Understanding Handover in Wireless Networks

In the ever-evolving landscape of wireless communication, maintaining seamless connectivity is paramount, especially as users move from one location to another. This continuous connectivity is made possible through a process known as "handover." Handover, sometimes referred to as "handoff," is a critical mechanism in wireless networks that ensures ongoing communication as users traverse different network areas. In this article, we will explore the concept of handover, how it works, and its significance in wireless networks.

What is Handover?

Handover refers to the process of transferring an active call or data session from one cell or base station to another without interruption. This process is essential in cellular networks where mobile users move across coverage areas, requiring their connections to be transferred to the nearest cell site to maintain service continuity. The primary goal of a handover is to provide an uninterrupted user experience by ensuring that ongoing sessions remain active even when the user changes locations.

Types of Handover

There are several types of handover in wireless networks, each serving different purposes and scenarios. The major types include:

1. **Intra-cell Handover**: This occurs within the same cell, typically when there is a need to switch frequencies or channels within the same cell to avoid interference or manage resources efficiently.

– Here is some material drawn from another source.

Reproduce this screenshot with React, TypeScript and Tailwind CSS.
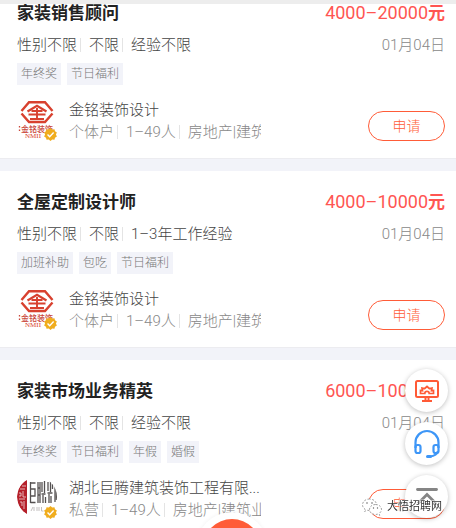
import React from 'react';

interface Job {
  id: number;
  title: string;
  salary: string;
  date: string;
  requirements: string[];
  tags: string[];
  company: string;
  companyInfo: string[];
  logo: 'jinming' | 'juteng';
}

const jobs: Job[] = [
  {
    id: 1,
    title: '家装销售顾问',
    salary: '4000–20000',
    date: '01月04日',
    requirements: ['性别不限', '不限', '经验不限'],
    tags: ['年终奖', '节日福利'],
    company: '金铭装饰设计',
    companyInfo: ['个体户', '1–49人', '房地产|建筑业'],
    logo: 'jinming',
  },
  {
    id: 2,
    title: '全屋定制设计师',
    salary: '4000–10000',
    date: '01月04日',
    requirements: ['性别不限', '不限', '1–3年工作经验'],
    tags: ['加班补助', '包吃', '节日福利'],
    company: '金铭装饰设计',
    companyInfo: ['个体户', '1–49人', '房地产|建筑业'],
    logo: 'jinming',
  },
  {
    id: 3,
    title: '家装市场业务精英',
    salary: '6000–10000',
    date: '01月04日',
    requirements: ['性别不限', '不限', '经验不限'],
    tags: ['年终奖', '节日福利', '年假', '婚假'],
    company: '湖北巨腾建筑装饰工程有限...',
    companyInfo: ['私营', '1–49人', '房地产|建筑业'],
    logo: 'juteng',
  },
];

const JinmingLogo: React.FC = () => (
  <svg viewBox="0 0 40 40" className="size-10" aria-hidden="true">
    <g fill="none" stroke="#d8412f">
      <path d="M4.500 12 12 3.300h16L35.500 12" strokeWidth="2.400" />
      <path d="M4.500 14.500 12 23h16L35.500 14.500" strokeWidth="2.400" />
      <path d="M10.500 12.500 20 6.800 29.500 12.500" strokeWidth="2.200" />
      <path d="M14.500 12h11M11.500 15.500h17M20 9v11M13 20h14" strokeWidth="1.900" />
    </g>
    <text x="20" y="32.500" textAnchor="middle" fontSize="8" fontWeight="500" fill="#c9483c">
      金铭装饰
    </text>
    <text x="16" y="39" textAnchor="middle" fontSize="7" fill="#d8412f" className="font-['Liberation_Serif',serif]">
      NMII
    </text>
    <path d="M2.500 27v1.500M2.500 30.500V32" stroke="#c9483c" strokeWidth="1.300" />
  </svg>
);

const JutengLogo: React.FC = () => (
  <svg viewBox="0 0 40 40" className="size-10 rounded-full" aria-hidden="true">
    <path d="M10 3v34C4 34 0 27 0 20S4 6 10 3z" fill="#b5202a" />
    <path
      d="M3 12h5M2 16h2v3H2M6 14v6h3M2 22h6M3 25h2v4M7 24v8M5 9h4"
      fill="none"
      stroke="#f3d9d9"
      strokeWidth="0.800"
    />
    <g transform="translate(12 0)" fill="none" stroke="#555151" strokeWidth="1.300">
      <path d="M1.500 5v21M1.500 6h5M2 12h4v7H2M1.500 25.500h5" />
      <path d="M9 5v21M11 5v21M9 11h2M9 18h2M13 5v10M15.500 4v12M12.500 17h4M14 18v8M16.500 20v6" />
      <path d="M19 5v9M21.500 4v11M18.500 16h5M20 17v9M22 19v7M23.500 7v5" />
      <path d="M26 8v17M27.500 11v12" />
    </g>
    <path d="M14 34l2-4M17 34v-4M20 34v-4M22 30v4M24.500 30v4h2" fill="none" stroke="#c4c0c0" />
  </svg>
);

const VerifiedBadge: React.FC = () => (
  <svg viewBox="0 0 24 24" className="absolute right-0 -bottom-0.5 size-[13px]" aria-hidden="true">
    <path
      d="M12 0l3.200 2.700 4.100-.5 1 4 3.500 2.200L22 12l1.800 3.700-3.500 2.200-1 4-4.100-.5L12 24l-3.200-2.600-4.100.5-1-4-3.500-2.200L2 12 .2 8.400l3.500-2.200 1-4 4.100.5z"
      fill="#f0ad1e"
    />
    <path d="M6.500 12l4 4 7.200-7.500" fill="none" stroke="#fff" strokeWidth="2.600" />
  </svg>
);

const InfoList: React.FC<{ items: string[] }> = ({ items }) => (
  <ul className="flex items-center whitespace-nowrap">
    {items.map((item, index) => (
      <li key={item} className="flex items-center">
        {index > 0 && <span className="mr-2 ml-[3px] h-3.5 w-px bg-[#e4e4e4]" />}
        {item}
      </li>
    ))}
  </ul>
);

const JobCard: React.FC<{ job: Job }> = ({ job }) => (
  <article className="border-b border-[#ececf0] bg-white pt-5 pr-[11px] pb-[15px] pl-[17px]">
    <div className="flex h-[22px] items-center justify-between leading-[22px]">
      <h2 className="text-[17px] font-bold text-[#222]">{job.title}</h2>
      <p className="text-[18px] text-[#ff5552]">
        {job.salary}
        <span className="text-[17px] font-bold">元</span>
      </p>
    </div>
    <div className="mt-[11px] flex h-5 justify-between text-[15px] leading-5 font-light text-[#444]">
      <InfoList items={job.requirements} />
      <time className="text-[#888]">{job.date}</time>
    </div>
    <ul className="mt-2 flex gap-1.5">
      {job.tags.map((tag) => (
        <li key={tag} className="h-[22px] bg-[#f2f3f9] px-1 text-xs leading-[22px] font-light text-[#777]">
          {tag}
        </li>
      ))}
    </ul>
    <div className="mt-3.5 flex items-start justify-between">
      <div className="flex">
        <div className="relative size-10">
          {job.logo === 'jinming' ? <JinmingLogo /> : <JutengLogo />}
          <VerifiedBadge />
        </div>
        <div className="ml-3 h-11 w-48 overflow-hidden text-[15px] leading-[22px] font-light whitespace-nowrap">
          <h3 className="text-[#444]">{job.company}</h3>
          <div className="text-[#888]">
            <InfoList items={job.companyInfo} />
          </div>
        </div>
      </div>
      <button
        type="button"
        className="mt-3 h-[30px] w-[77px] rounded-full border border-[#ff5c38] text-sm leading-none font-light text-[#ff5c38]"
      >
        申请
      </button>
    </div>
  </article>
);

const FloatButton: React.FC<{ label: string; children: React.ReactNode }> = ({ label, children }) => (
  <button
    type="button"
    aria-label={label}
    className="flex size-[43px] items-center justify-center rounded-full bg-white shadow-[0_1px_5px_rgba(0,0,0,0.25)]"
  >
    {children}
  </button>
);

const FloatMenu: React.FC = () => (
  <div className="fixed right-2 bottom-2.5 flex flex-col gap-2.5">
    <FloatButton label="电脑版">
      <svg viewBox="0 0 26 26" className="size-[26px]" fill="none" stroke="#ff5a36" strokeWidth="2">
        <rect x="2" y="3" width="22" height="16" rx="1.500" />
        <path d="M6.500 15.500v-3l2 .2-.5-2.700 2.700.5L13 8.500l2.300 2 2.700-.5-.5 2.700 2-.2v3h-4.300a2.200 2.200 0 0 0-4.400 0z" strokeWidth="1.700" />
        <path d="M11.500 19v3.500M14.500 19v3.500M8 23h10" />
      </svg>
    </FloatButton>
    <FloatButton label="客服">
      <svg viewBox="0 0 28 30" className="h-[30px] w-7" fill="none" stroke="#3d96f7" strokeWidth="2.200">
        <path d="M2.500 19v-5.500a11.500 11.500 0 0 1 23 0V19" />
        <rect x="2.500" y="16" width="5" height="8" rx="2" />
        <rect x="20.500" y="16" width="5" height="8" rx="2" />
        <path d="M25 22c-1 3.500-4 5-8 5.500" />
        <path d="M14.500 27.500h3" strokeWidth="3" strokeLinecap="round" />
      </svg>
    </FloatButton>
    <FloatButton label="返回顶部">
      <svg viewBox="0 0 24 24" className="size-6" fill="none" stroke="#858585" strokeWidth="2.800">
        <path d="M2.500 4.500h19" strokeLinecap="round" />
        <path d="M3 18.500 12 9.500l9 9" />
      </svg>
    </FloatButton>
  </div>
);

const AccountMark: React.FC = () => (
  <div className="fixed right-3.5 bottom-3 flex items-center gap-1">
    <svg viewBox="0 0 22 18" className="h-[18px] w-[22px]" aria-hidden="true">
      <g fill="#fff" stroke="#888" strokeWidth="0.800" strokeDasharray="2 1.500">
        <path d="M8.500 1C4.500 1 1.500 3.500 1.500 6.800c0 1.800 1 3.400 2.600 4.500l-.7 2.200 2.600-1.300c.8.200 1.600.3 2.500.3 4 0 7-2.500 7-5.700S12.500 1 8.500 1z" />
        <path d="M14.500 6.500c-3.500 0-6 2.200-6 5s2.500 5 6 5c.7 0 1.400-.1 2-.3l2.200 1.200-.6-1.900c1.400-1 2.400-2.400 2.400-4 0-2.800-2.500-5-6-5z" />
      </g>
      <g fill="#666">
        <circle cx="6" cy="5" r="0.800" />
        <circle cx="11" cy="5" r="0.800" />
        <circle cx="12.500" cy="10" r="0.700" />
        <circle cx="16.500" cy="10" r="0.700" />
      </g>
    </svg>
    <span className="text-[11px] leading-4 text-[#333] [paint-order:stroke] [-webkit-text-stroke:1px_#fff]">
      大悟招聘网
    </span>
  </div>
);

const App: React.FC = () => (
  <div className="h-screen overflow-hidden bg-[#f2f3f9] font-[Roboto,'Noto_Sans_CJK_SC',sans-serif]">
    <header className="relative z-10 h-1 bg-[#ededed]" />
    <main className="-mt-[22px] flex flex-col gap-3">
      {jobs.map((job) => (
        <JobCard key={job.id} job={job} />
      ))}
    </main>
    <button
      type="button"
      aria-label="发布"
      className="fixed -bottom-14 left-1/2 size-[72px] -translate-x-8 rounded-full bg-white p-[7px] shadow-[0_0_4px_rgba(0,0,0,0.06)]"
    >
      <span className="block size-full rounded-full bg-[#ff5c38]" />
    </button>
    <FloatMenu />
    <AccountMark />
  </div>
);

export default App;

2. **Inter-cell Handover**: This involves transferring the connection from one cell to another, usually as a user moves out of the coverage area of one cell and into the area of another. It ensures continuous connectivity by selecting the best available cell to handle the ongoing communication session.

3. **Hard Handover**: Also known as "break-before-make," this type of handover involves terminating the connection with the current cell before establishing a new connection with the target cell. Although this may cause a brief interruption, it is often used in networks where resources are limited.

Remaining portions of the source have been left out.